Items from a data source
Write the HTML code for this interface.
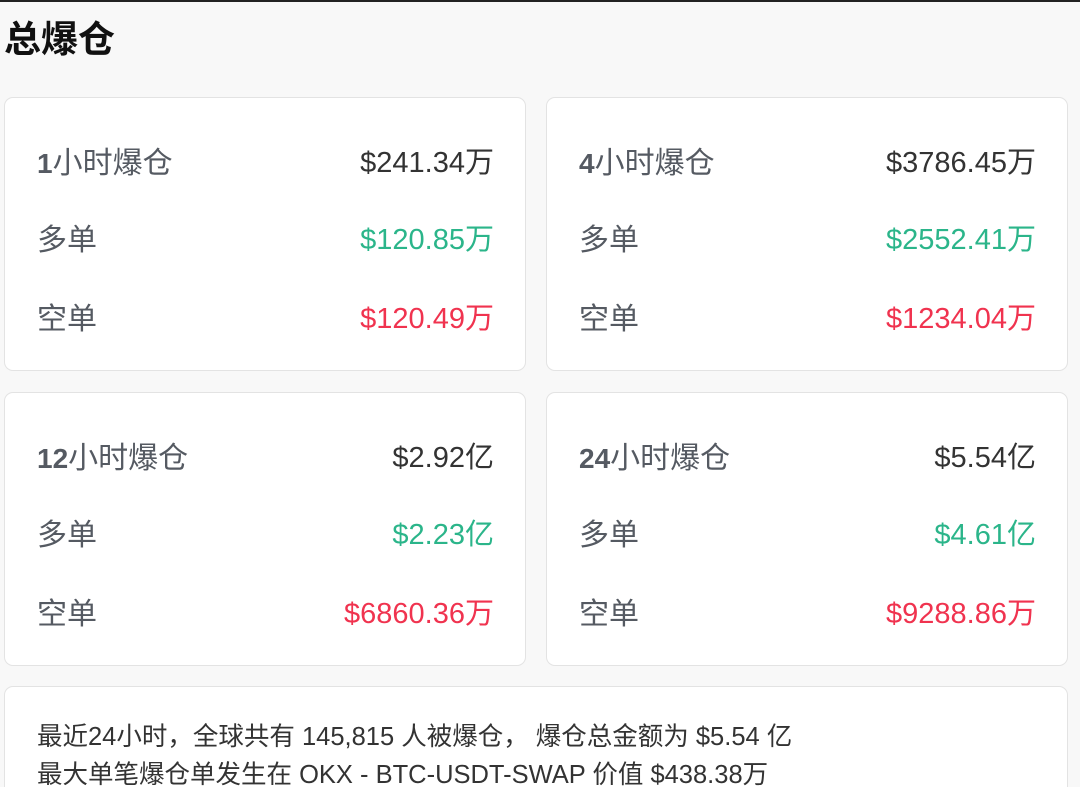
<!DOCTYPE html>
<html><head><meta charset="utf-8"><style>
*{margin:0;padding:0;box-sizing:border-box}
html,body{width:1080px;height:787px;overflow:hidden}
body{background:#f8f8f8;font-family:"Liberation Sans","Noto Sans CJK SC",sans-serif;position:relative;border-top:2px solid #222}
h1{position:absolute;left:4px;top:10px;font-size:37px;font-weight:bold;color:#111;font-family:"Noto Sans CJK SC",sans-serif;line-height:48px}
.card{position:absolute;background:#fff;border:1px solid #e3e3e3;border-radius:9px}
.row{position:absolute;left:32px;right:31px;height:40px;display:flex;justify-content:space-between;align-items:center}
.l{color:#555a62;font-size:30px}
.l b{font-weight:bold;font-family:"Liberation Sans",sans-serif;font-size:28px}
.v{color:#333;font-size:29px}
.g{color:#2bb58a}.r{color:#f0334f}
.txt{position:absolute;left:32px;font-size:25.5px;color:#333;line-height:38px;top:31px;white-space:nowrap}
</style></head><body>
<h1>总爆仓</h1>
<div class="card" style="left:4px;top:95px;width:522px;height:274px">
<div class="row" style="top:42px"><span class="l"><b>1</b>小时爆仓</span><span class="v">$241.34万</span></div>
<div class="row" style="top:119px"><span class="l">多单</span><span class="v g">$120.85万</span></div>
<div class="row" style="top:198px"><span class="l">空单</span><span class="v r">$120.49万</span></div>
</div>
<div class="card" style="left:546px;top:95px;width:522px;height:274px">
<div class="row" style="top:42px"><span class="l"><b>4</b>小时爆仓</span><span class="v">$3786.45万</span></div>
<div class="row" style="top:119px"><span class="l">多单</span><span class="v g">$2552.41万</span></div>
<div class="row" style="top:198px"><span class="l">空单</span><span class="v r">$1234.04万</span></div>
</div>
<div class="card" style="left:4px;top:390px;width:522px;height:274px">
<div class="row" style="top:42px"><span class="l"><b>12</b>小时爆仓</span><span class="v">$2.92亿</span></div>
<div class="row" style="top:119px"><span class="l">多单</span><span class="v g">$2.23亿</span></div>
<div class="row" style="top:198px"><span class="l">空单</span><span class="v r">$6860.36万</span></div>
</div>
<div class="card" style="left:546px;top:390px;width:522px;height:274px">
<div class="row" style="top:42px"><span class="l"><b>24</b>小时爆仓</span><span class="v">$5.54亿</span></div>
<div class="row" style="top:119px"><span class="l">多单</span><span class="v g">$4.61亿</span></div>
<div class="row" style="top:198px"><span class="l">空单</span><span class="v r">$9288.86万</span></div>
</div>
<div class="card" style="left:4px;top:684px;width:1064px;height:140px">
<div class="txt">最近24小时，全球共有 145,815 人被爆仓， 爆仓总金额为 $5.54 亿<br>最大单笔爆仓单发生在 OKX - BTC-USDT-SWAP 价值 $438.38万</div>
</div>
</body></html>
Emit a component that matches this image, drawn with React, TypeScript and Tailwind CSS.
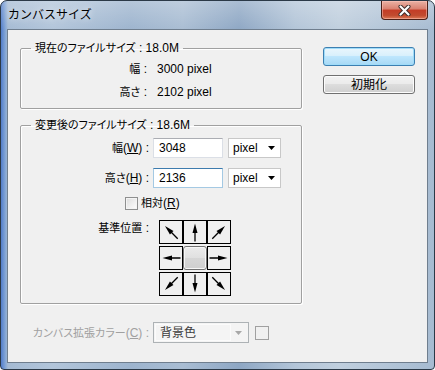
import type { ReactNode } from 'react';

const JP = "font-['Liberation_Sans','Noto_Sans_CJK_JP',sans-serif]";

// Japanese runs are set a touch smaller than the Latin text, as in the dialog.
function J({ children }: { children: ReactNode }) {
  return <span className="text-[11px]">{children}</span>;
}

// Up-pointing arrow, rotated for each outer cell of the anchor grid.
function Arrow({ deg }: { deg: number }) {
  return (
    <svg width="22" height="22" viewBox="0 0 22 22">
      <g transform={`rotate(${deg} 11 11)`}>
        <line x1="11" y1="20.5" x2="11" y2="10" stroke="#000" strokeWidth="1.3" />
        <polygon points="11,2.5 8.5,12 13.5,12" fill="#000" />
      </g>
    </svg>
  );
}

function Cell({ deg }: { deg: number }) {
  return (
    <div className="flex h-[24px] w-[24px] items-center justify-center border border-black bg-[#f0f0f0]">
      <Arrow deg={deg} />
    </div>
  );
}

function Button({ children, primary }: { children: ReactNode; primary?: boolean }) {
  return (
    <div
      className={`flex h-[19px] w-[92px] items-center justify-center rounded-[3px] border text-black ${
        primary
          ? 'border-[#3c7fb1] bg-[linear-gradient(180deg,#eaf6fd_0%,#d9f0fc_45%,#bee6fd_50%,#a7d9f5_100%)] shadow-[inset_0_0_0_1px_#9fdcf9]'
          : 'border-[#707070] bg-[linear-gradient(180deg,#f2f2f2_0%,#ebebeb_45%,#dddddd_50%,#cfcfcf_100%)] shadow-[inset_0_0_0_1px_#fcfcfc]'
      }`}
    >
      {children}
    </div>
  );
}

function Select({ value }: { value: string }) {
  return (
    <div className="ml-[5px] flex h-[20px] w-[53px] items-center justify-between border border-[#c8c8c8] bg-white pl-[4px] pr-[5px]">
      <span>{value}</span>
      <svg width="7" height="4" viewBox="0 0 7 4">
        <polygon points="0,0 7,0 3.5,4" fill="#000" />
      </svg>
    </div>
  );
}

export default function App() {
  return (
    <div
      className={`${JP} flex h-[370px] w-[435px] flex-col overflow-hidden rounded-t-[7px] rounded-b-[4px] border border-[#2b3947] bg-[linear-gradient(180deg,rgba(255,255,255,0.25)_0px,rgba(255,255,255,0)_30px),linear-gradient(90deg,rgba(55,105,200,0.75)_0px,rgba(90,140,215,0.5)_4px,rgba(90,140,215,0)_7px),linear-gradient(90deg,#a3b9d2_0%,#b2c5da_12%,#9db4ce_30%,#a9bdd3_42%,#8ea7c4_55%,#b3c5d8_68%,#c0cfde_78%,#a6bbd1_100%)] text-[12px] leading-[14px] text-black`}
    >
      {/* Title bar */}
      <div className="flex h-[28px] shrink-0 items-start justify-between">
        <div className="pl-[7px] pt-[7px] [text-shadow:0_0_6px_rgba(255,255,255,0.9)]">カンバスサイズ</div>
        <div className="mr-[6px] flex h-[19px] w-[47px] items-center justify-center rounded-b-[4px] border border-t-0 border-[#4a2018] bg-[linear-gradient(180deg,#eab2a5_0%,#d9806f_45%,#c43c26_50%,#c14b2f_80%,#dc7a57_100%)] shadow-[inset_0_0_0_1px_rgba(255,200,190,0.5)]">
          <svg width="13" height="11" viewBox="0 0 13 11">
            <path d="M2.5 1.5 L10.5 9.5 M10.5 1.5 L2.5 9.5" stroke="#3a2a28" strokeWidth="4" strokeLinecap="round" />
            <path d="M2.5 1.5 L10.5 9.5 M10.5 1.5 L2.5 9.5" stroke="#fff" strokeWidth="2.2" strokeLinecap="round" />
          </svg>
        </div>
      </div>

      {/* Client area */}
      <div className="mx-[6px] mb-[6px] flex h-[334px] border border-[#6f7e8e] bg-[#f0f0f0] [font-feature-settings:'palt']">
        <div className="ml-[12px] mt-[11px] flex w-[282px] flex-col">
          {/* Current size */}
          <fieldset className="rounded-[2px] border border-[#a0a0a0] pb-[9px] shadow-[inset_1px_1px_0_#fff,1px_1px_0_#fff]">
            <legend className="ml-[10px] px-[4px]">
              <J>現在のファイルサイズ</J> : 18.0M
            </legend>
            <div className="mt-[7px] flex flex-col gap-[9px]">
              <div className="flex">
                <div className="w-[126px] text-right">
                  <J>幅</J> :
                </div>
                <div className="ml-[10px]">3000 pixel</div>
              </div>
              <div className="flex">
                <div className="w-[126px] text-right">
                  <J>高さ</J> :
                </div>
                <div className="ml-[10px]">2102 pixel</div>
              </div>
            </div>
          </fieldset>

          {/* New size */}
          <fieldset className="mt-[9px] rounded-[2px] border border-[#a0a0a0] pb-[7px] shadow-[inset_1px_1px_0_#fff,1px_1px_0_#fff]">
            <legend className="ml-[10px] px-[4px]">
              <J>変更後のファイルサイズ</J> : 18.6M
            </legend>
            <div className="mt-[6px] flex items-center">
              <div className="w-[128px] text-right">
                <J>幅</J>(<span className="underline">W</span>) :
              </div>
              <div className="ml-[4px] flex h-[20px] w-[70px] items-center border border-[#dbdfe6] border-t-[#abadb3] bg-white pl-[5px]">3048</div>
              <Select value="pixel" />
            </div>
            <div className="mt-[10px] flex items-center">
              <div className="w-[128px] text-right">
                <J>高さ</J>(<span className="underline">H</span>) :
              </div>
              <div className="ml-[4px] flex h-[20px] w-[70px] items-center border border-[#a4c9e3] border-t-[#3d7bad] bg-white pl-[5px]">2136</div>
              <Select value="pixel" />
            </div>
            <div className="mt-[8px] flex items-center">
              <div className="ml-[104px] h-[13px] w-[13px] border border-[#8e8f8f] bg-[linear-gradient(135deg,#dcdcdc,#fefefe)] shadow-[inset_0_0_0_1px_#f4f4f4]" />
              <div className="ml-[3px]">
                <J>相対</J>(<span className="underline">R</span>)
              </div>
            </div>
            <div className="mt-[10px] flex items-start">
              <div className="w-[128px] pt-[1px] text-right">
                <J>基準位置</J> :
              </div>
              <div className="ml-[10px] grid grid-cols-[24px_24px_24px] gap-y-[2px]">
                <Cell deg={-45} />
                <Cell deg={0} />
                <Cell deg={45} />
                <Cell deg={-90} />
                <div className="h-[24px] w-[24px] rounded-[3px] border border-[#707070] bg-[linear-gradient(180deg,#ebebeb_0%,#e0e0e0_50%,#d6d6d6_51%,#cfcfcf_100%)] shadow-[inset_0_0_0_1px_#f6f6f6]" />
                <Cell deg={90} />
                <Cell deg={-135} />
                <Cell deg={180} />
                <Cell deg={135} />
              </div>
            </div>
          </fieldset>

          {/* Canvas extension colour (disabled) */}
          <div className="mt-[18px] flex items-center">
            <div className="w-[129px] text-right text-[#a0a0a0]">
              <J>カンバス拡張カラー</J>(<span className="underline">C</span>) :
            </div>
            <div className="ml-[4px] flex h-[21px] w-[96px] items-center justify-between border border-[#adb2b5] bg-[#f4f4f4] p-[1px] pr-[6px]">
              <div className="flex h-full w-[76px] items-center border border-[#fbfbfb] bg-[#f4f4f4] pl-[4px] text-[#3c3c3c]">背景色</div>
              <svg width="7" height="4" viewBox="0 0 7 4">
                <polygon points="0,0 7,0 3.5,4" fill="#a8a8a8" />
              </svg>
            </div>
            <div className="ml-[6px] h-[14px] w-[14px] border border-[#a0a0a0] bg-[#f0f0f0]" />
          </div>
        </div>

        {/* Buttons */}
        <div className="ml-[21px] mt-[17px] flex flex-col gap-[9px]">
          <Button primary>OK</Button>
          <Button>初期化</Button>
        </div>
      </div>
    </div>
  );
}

- [What you should do]:
Go through the listing above and list every line that has the word "this".

- [Answer to the task]:
Write the HTML code for this interface.
Emit a component that matches this image, drawn with React, TypeScript and Tailwind CSS.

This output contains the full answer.